On 3/7/24 12:18 PM, olcott wrote:
> On 3/7/2024 1:57 PM, Richard Damon wrote:
>> On 3/7/24 11:37 AM, olcott wrote:
>>> On 3/7/2024 1:15 PM, Richard Damon wrote:
>>>> On 3/7/24 11:11 AM, olcott wrote:
>>>>> On 3/7/2024 12:46 PM, Richard Damon wrote:
>>>>>> On 3/7/24 10:30 AM, olcott wrote:
>>>>>>> On 3/7/2024 10:44 AM, immibis wrote:
>>>>>>>> On 7/03/24 17:16, Ben Bacarisse wrote:
>>>>>>>>> immibis <news@immibis.com> writes:
>>>>>>>>>
>>>>>>>>>> On 7/03/24 12:32, Ben Bacarisse wrote:
>>>>>>>>>>> The students I taught seemed to have no problem with this
>>>>>>>>>>> sort of case
>>>>>>>>>>> analysis.  But the "assume H does X" argument lead to lots of
>>>>>>>>>>> "but H1
>>>>>>>>>>> could be better" arguments.
>>>>>>>>>>
>>>>>>>>>> They aren't satisfied with "we can do the exact same thing
>>>>>>>>>> with H1 to prove
>>>>>>>>>> that H1 doesn't work either"?
>>>>>>>>>
>>>>>>>>> In the vast majority of cases, yes, but even then there is a
>>>>>>>>> logical
>>>>>>>>> problem with going down that route -- there is no H so there
>>>>>>>>> can't be an
>>>>>>>>> H1 that does better.  Once this objection is properly examined,
>>>>>>>>> it turns
>>>>>>>>> out to be the argument I ended up preferring anyway.  H isn't a
>>>>>>>>> halt
>>>>>>>>> decider, it's just any old TM and we show it can't be halt
>>>>>>>>> decider for
>>>>>>>>> one reason or another.
>>>>>>>>>
>>>>>>>>
>>>>>>>> Unless your students are extremely pedantic... maybe they are...
>>>>>>>> I don't see what's illogical with:
>>>>>>>>
>>>>>>>> "I think H is a halt decider."
>>>>>>>> "But it doesn't: see this proof."
>>>>>>>> "Oh.
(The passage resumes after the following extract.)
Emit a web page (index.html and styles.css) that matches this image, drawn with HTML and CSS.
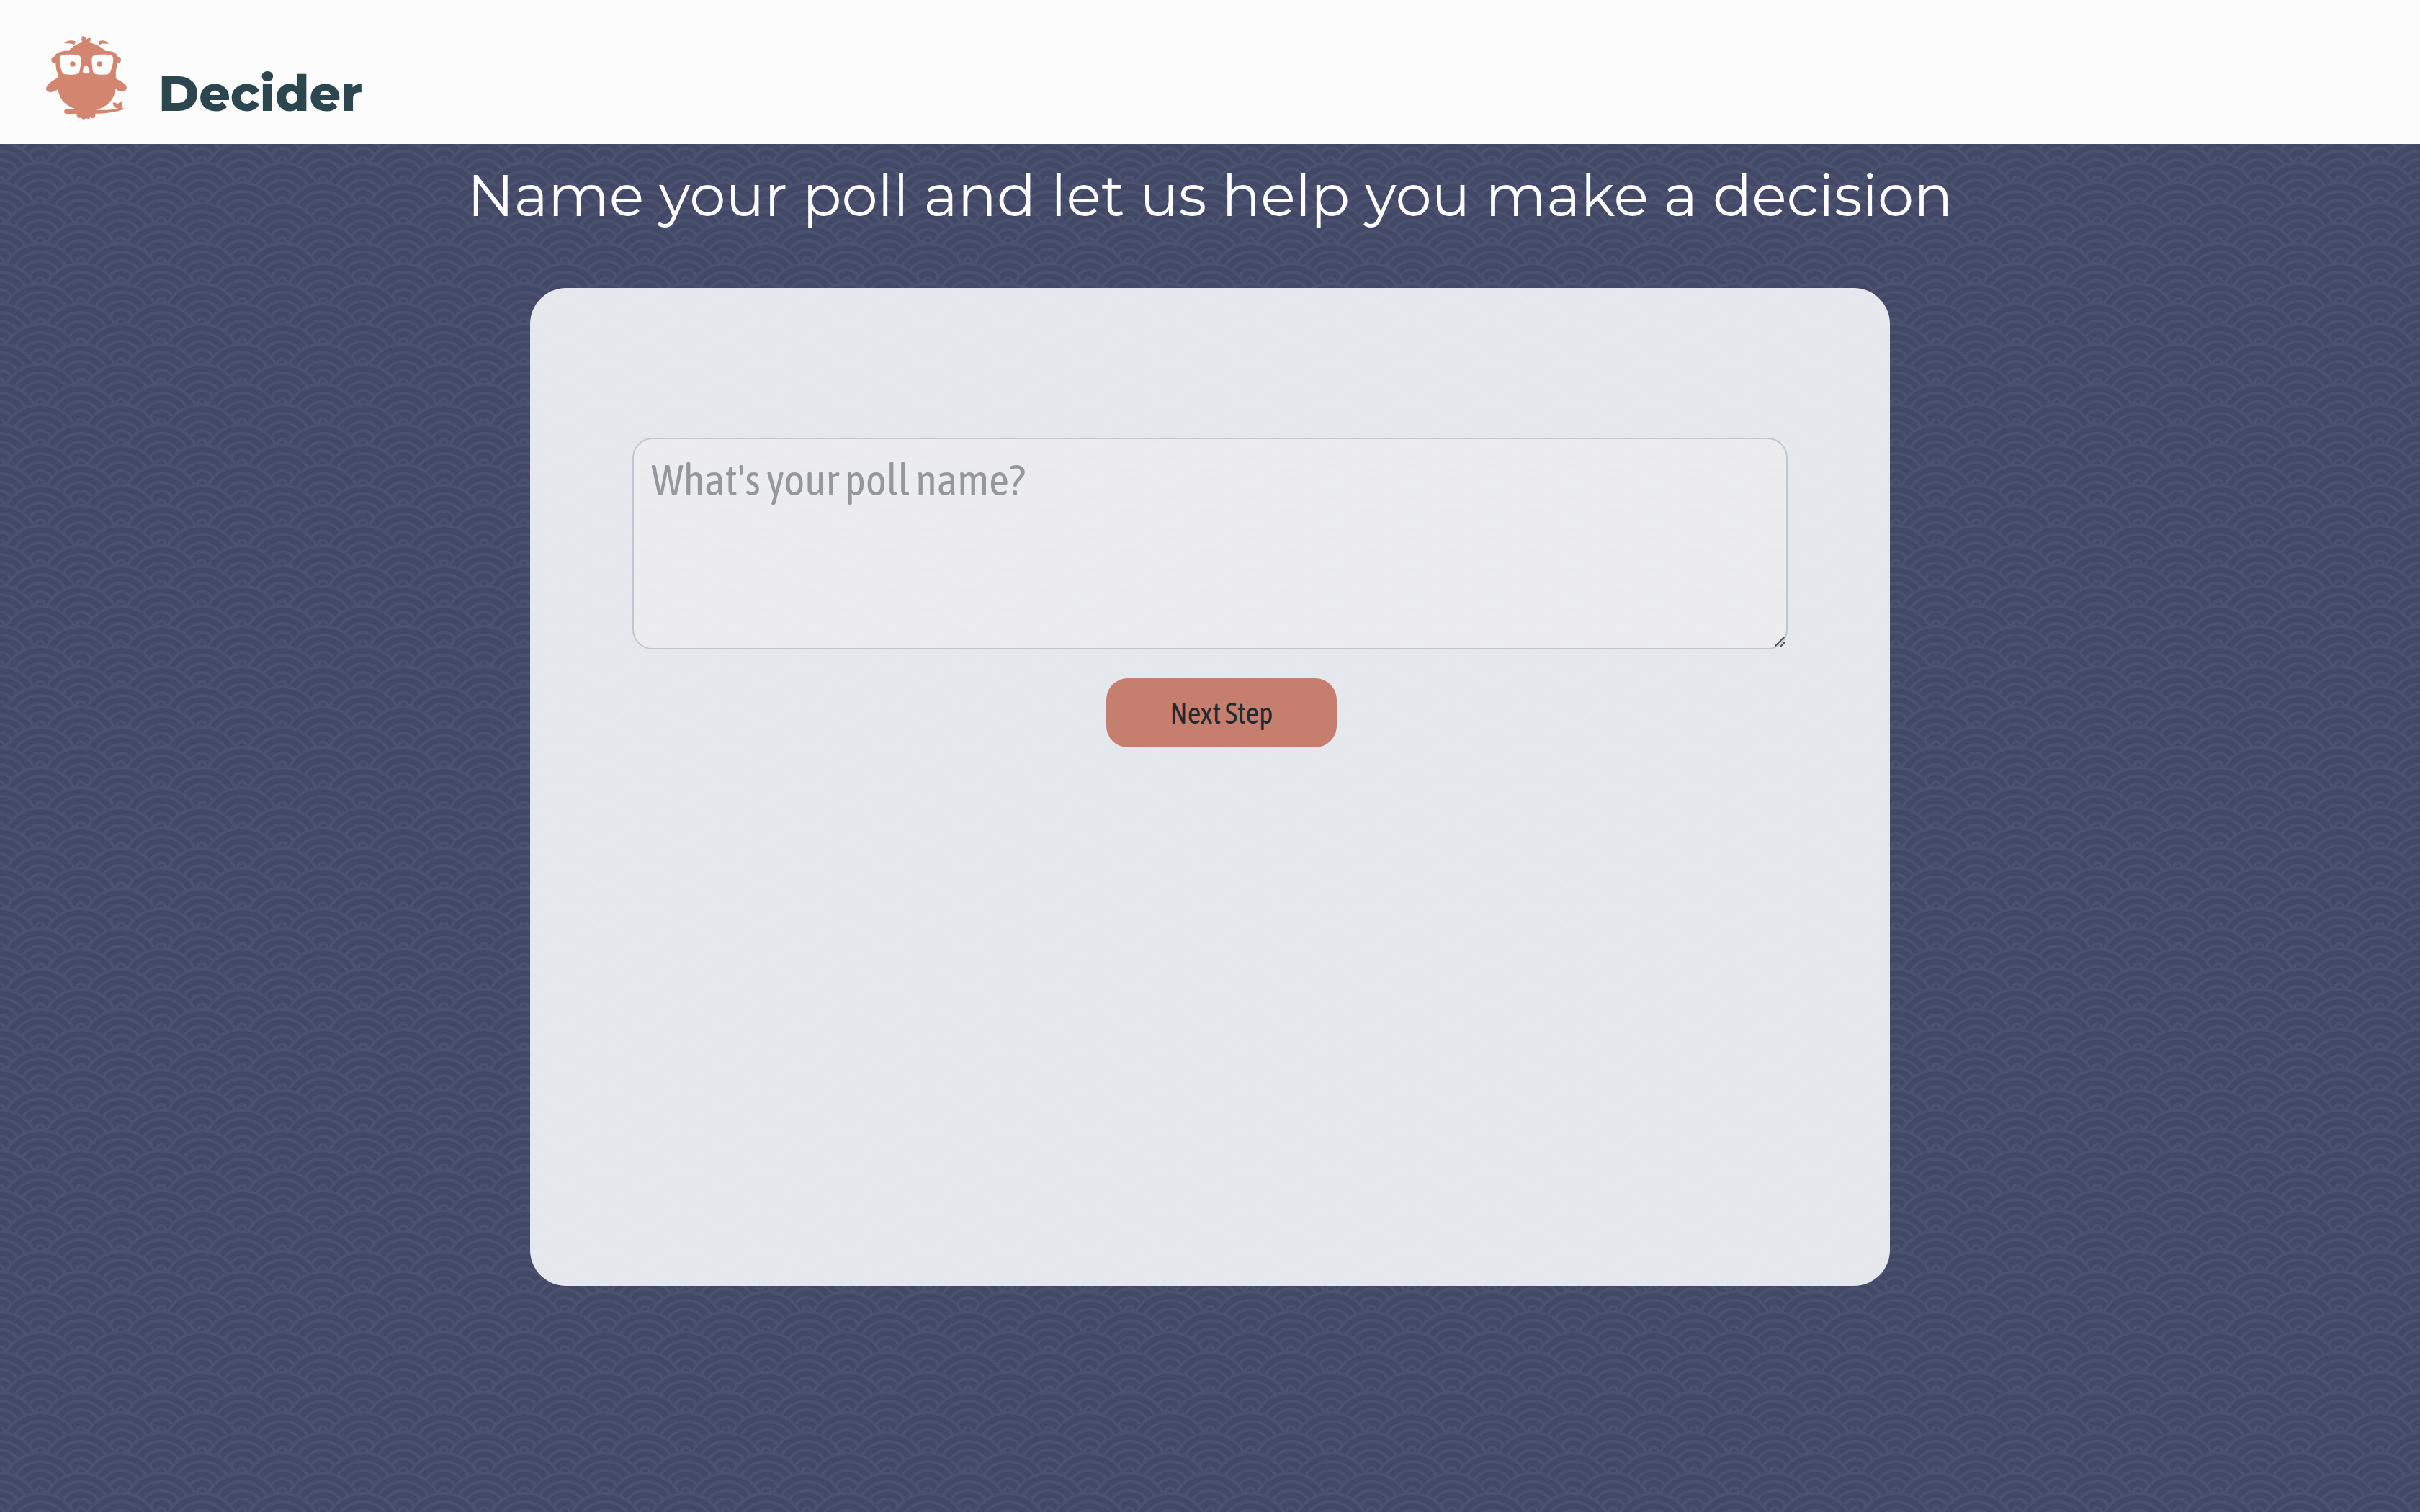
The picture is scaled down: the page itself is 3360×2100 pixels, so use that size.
FILE: index.html
```html
<!DOCTYPE html>
<html lang="en">
<head>
<meta charset="utf-8">
<title>Decider</title>
<link rel="stylesheet" href="styles.css">
</head>
<body>
<header class="site-header">
  <a class="brand" href="/">
    <svg class="brand-logo" viewBox="0 0 420 420" aria-hidden="true">
      <path d="M194 56C188 45 189 34 195 30C204 33 209 38 211 44C216 38 221 37 227 39C228 47 227 53 222 58C250 63 273 76 289 93C312 92 334 96 341 116C352 117 355 123 354 131C352 141 346 145 338 144C336 159 334 171 332 183L333 206C350 218 367 224 376 237C382 253 371 263 356 261C346 260 338 255 331 251C328 291 300 325 249 338C290 340 325 335 343 332C329 331 320 320 320 308C329 307 335 309 340 314C345 308 352 304 359 306C360 318 358 326 355 331C361 329 366 330 366 335C332 346 290 354 247 353C248 364 246 373 237 373C230 373 229 369 228 367C224 379 211 377 209 369C206 380 191 380 188 370C180 375 168 370 170 353L127 356C114 354 114 336 127 334L170 335C130 325 96 297 92 252C79 261 62 267 50 262C38 257 41 241 51 232C64 217 79 212 91 203L92 188C84 176 83 161 82 144C70 145 65 140 64 130C64 121 67 116 76 116C85 96 109 92 137 92C151 74 171 62 194 56Z"/>
      <path d="M119 59C129 48 149 46 162 51C166 56 164 63 158 66C149 60 136 60 119 61ZM301 61C292 49 277 46 264 51C259 56 262 64 266 66C276 60 287 61 301 63Z"/>
      <path class="brand-logo-lens" d="M99 120C101 110 108 107 140 107C174 107 188 110 188 127C187 145 186 159 181 177C178 189 168 191 145 191C122 192 112 190 108 178C101 157 97 135 99 120ZM321 120C319 110 312 107 280 107C246 107 232 110 232 127C233 145 234 159 237 177C240 189 250 191 275 191C298 192 305 190 310 178C319 157 323 135 321 120ZM208 153C216 153 221 165 224 181C218 183 213 187 209 188C203 187 200 182 194 180C197 166 200 154 208 153Z"/>
      <circle cx="153" cy="147" r="11"/>
      <circle cx="265" cy="147" r="11"/>
    </svg>
    <span class="brand-name">Decider</span>
  </a>
</header>
<main class="page">
  <h1 class="page-title">Name your poll and let us help you make a decision</h1>
  <form class="poll-card">
    <textarea class="poll-name" placeholder="What's your poll name?" aria-label="What's your poll name?"></textarea>
    <div class="poll-actions">
      <button class="next-step" type="submit">Next Step</button>
    </div>
  </form>
</main>
</body>
</html>
```
FILE: styles.css
```css
* {
  box-sizing: border-box;
}

body {
  margin: 0;
  min-height: 100vh;
  background-color: #424866;
  background-image: url("data:image/svg+xml,%3Csvg xmlns='http://www.w3.org/2000/svg' width='112' height='56' viewBox='0 0 56 28'%3E%3Cpath fill='%234b5270' d='M56 26v2h-7.75c2.3-1.27 4.94-2 7.75-2zm-26 2a2 2 0 1 0-4 0h-4.09A25.98 25.98 0 0 0 0 16v-2c.67 0 1.34.02 2 .07V14a2 2 0 0 0-2-2v-2a4 4 0 0 1 3.98 3.6 28.09 28.09 0 0 1 2.8-3.86A8 8 0 0 0 0 6V4a9.99 9.99 0 0 1 8.17 4.23c.94-.95 1.96-1.83 3.03-2.63A13.98 13.98 0 0 0 0 0h7.75c2 1.1 3.73 2.63 5.1 4.45 1.12-.72 2.3-1.37 3.53-1.93A20.1 20.1 0 0 0 14.28 0h2.7c.45.56.88 1.14 1.29 1.74 1.3-.48 2.63-.87 4-1.15-.11-.2-.23-.4-.36-.59H26v.07a28.4 28.4 0 0 1 4 0V0h4.09l-.37.59c1.38.28 2.72.67 4.01 1.15.4-.6.84-1.18 1.3-1.74h2.69a20.1 20.1 0 0 0-2.1 2.52c1.23.56 2.41 1.2 3.54 1.93A16.08 16.08 0 0 1 48.25 0H56c-4.58 0-8.65 2.2-11.2 5.6 1.07.8 2.09 1.68 3.03 2.63A9.99 9.99 0 0 1 56 4v2a8 8 0 0 0-6.77 3.74c1.03 1.2 1.97 2.5 2.79 3.86A4 4 0 0 1 56 10v2a2 2 0 0 0-2 2.07 28.4 28.4 0 0 1 2-.07v2c-9.2 0-17.3 4.78-21.91 12H30zM7.75 28H0v-2c2.81 0 5.46.73 7.75 2zM56 20v2c-5.6 0-10.65 2.3-14.28 6h-2.7c4.04-4.89 10.15-8 16.98-8zm-39.03 8h-2.69C10.65 24.3 5.6 22 0 22v-2c6.83 0 12.94 3.11 16.97 8zm15.01-.4a28.09 28.09 0 0 1 2.8-3.86 8 8 0 0 0-13.55 0c1.03 1.2 1.97 2.5 2.79 3.86a4 4 0 0 1 7.96 0zm14.29-11.86c1.3-.48 2.63-.87 4-1.15a25.99 25.99 0 0 0-44.55 0c1.38.28 2.72.67 4.01 1.15a21.98 21.98 0 0 1 36.54 0zm-5.43 2.71c1.13-.72 2.3-1.37 3.54-1.93a19.98 19.98 0 0 0-32.76 0c1.23.56 2.41 1.2 3.54 1.93a15.98 15.98 0 0 1 25.68 0zm-4.67 3.78c.94-.95 1.96-1.83 3.03-2.63a13.98 13.98 0 0 0-22.4 0c1.07.8 2.09 1.68 3.03 2.63a9.99 9.99 0 0 1 16.34 0z'/%3E%3C/svg%3E");
  font-family: "Asap Condensed", Lato, sans-serif;
}

.site-header {
  padding: 40px 50px 20px;
  background: #fcfcfc;
}

.brand {
  display: flex;
  width: fit-content;
  gap: 30px;
  color: #2c464f;
  text-decoration: none;
}

.brand-logo {
  width: 140px;
  height: 140px;
  fill: #d3866f;
}

.brand-logo-lens {
  fill: #fcfcfc;
}

.brand-name {
  padding-top: 50px;
  font: 800 68px/80px Montserrat, Inter, sans-serif;
}

.page {
  padding: 20px 0 40px;
}

.page-title {
  margin: 0;
  padding: 2px 0 78px;
  color: #fcfcfc;
  font: 400 80px/100px Montserrat, Inter, sans-serif;
  text-align: center;
}

.poll-card {
  width: 56.2%;
  min-height: 66vh;
  margin: 0 auto;
  padding: 208px 0;
  border-radius: 50px;
  background: rgba(246, 250, 251, 0.9);
}

.poll-name {
  display: block;
  width: 84.9%;
  height: 294px;
  margin: 0 auto 40px;
  padding: 22px 24px;
  border: 2px solid #c0c5ce;
  border-radius: 28px;
  background: rgba(240, 238, 241, 0.7);
  color: #24292f;
  font: inherit;
  font-size: 61px;
  line-height: 68px;
}

.poll-name::placeholder {
  color: #94979c;
  opacity: 1;
}

.poll-name::-webkit-scrollbar {
  width: 22px;
  height: 22px;
}

.poll-name::-webkit-resizer {
  background: url("data:image/svg+xml,%3Csvg xmlns='http://www.w3.org/2000/svg' width='22' height='22'%3E%3Cpath d='M6 20L20 6M14 20l6-6' stroke='%234c4f54' stroke-width='2'/%3E%3C/svg%3E") no-repeat right bottom;
}

.poll-actions {
  display: flex;
  justify-content: center;
  padding-left: 32px;
}

.next-step {
  width: 320px;
  height: 96px;
  border: 0;
  border-radius: 30px;
  background: #c67f6f;
  color: #24292f;
  font: inherit;
  font-size: 41px;
}
```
Well, even though H isn't a halt decider, how do we know
>>>>>>>> there isn't a program H1 which is a halt decider?"
>>>>>>>> "The proof would still work for H1, or H2, or any other program
>>>>>>>> you think is a halt decider."
>>>>>>>>
>>>>>>>>
>>>>>>>
>>>>>>> It is an easily verified fact that:
>>>>>>> H(D,D) Sees that D(D) is calling H(D,D) at machine address 00001522
>>>>>>> H1(D,D) Sees that D(D) is NOT calling H1(D,D) at machine address
>>>>>>> 00001422
>>>>>>> *different machine addresses is the reason for different return
>>>>>>> values*
>>>>>>>
>>>>>>>
>>>>>>
>>>>>> Which proves that H1 and H are different computation and thus
>>>>>> different Turing Machines, so H1 getting the right answer doesn't
>>>>>> "fix" H's getting the wrong answer.
>>>>>>
>>>>>
>>>>> Good catch !!!
>>>>>
>>>>> For Olcott machines Linz H ⟨Ĥ⟩ ⟨Ĥ⟩ would map its input with
>>>>> its own TMD concatenated to this input to its Boolean result.
>>>>>
>>>>> Linz Ĥ.H ⟨Ĥ⟩ ⟨Ĥ⟩ would map its input with its own TMD
>>>>> concatenated to this input to its Boolean result.
>>>>>
>>>>> thus finally explaining how Linz H ⟨Ĥ⟩ ⟨Ĥ⟩ can correctly
>>>>> determine the halt status of its input while Linz Ĥ.H ⟨Ĥ⟩ ⟨Ĥ⟩
>>>>> cannot.
>>>>
>>>> Which only indicates that either you built your H^ incorrectly, as
>>>> H^.H is supposed to do exactly the same thing as H itself,
>>>
>>> Ĥ.H ⟨Ĥ⟩ ⟨Ĥ⟩ is supposed to do exactly the same things as H ⟨Ĥ⟩ ⟨Ĥ⟩
>>> only if they have the same input.
>>>
>>> When Ĥ.H ⟨Ĥ⟩ ⟨Ĥ⟩ and H ⟨Ĥ⟩ ⟨Ĥ⟩ are Olcott machines they always
>>> have an additional input that makes the input to Ĥ.H ⟨Ĥ⟩ ⟨Ĥ⟩
>>> and H ⟨Ĥ⟩ ⟨Ĥ⟩ different.
>>
>> And a machone that depends on anythohng other than the description of
>> the input is provvably NOT a Halt Decider,
>
> When it correctly determines the actual halt status of an
> actual input TMD+Finite_String then it correctly decided
> this TMD+Finite_String.

And the finite string needs to be EXACTLY the input given to that Turing
Machine that was Described.

>
> No one can say that it gets the wrong answer when it
> gets the right answer.

But if H, given the description of H^ applied to its description says it
doesn't halt, but when H^ is applied to its description it does, then it
was wrong.

If the copy of H inside H^ does give the exact same answer as H did,
then you built H^ wrong, and are lying, or if you can't, you just proved
you system is not Turing Complete, as there is a computation built with
Turing machines that you can not replicate.
>
> The most than anyone can say is that this answer may
> not be Turing computable.

And thus not Computable, as Turing Machine EXACTLY match the ACTUAL
definition of Computable.

>
> When an Olcott machine maps TMD+Finite_String+Own_TMD
> to a Boolean value then this Olcott machine derives
> its output as a pure function of its inputs.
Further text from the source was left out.